I think there is a good reason why people don’t remember characteristics like this from the Carter years. That is: neither side really wants to hear about them. The right has no incentive to remember him as a good Christian, and they certainly don’t want to give him credit for free-market economics or monetary prudence. The left for its part, is at least ambivalent on all three counts: for them, Carter’s born-again-ness was one of his least attractive qualities, and deregulation and monetary stabilization don’t really count as achievements in their circle anyway.

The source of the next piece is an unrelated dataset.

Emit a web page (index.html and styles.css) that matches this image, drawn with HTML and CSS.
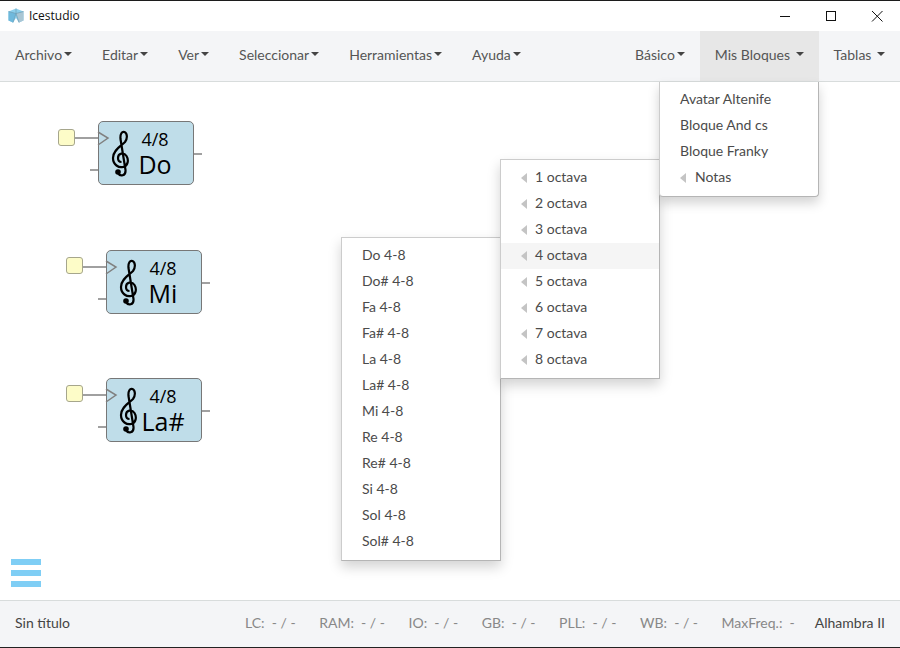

We are left, then, with a president who was certainly not one of the “greats,” but one whose record is probably more complex and interesting than his critics want you to believe. Just like Dwight Eisenhower, say. Or Ronald Reagan. Jimmy Carter as the greatest Republican president ever? Of course not. But you could make a far better case for this particular simplistic catchphrase than for the one that seems to be goin’ round.

3 comments:

DieHard Disciple said...

And then there's bush

Just you wait.

Anonymous said...

Maybe Carter should enter the Republican presidential primary this year. He's got a better record than any of the yokels currently running.

The New York Crank said...

There's also the not-so-small matter of the U.S. Embassy hostages in Tehran. It took a while, but Carter got them all out without fighting a war over it. (Well, there was the embarassing matter of U.S. helicopters that flew into Iran and almost instantly choked and stalled on the desert sand. But that's a Pentagon thing, not a Presidential thing, I'd argue.)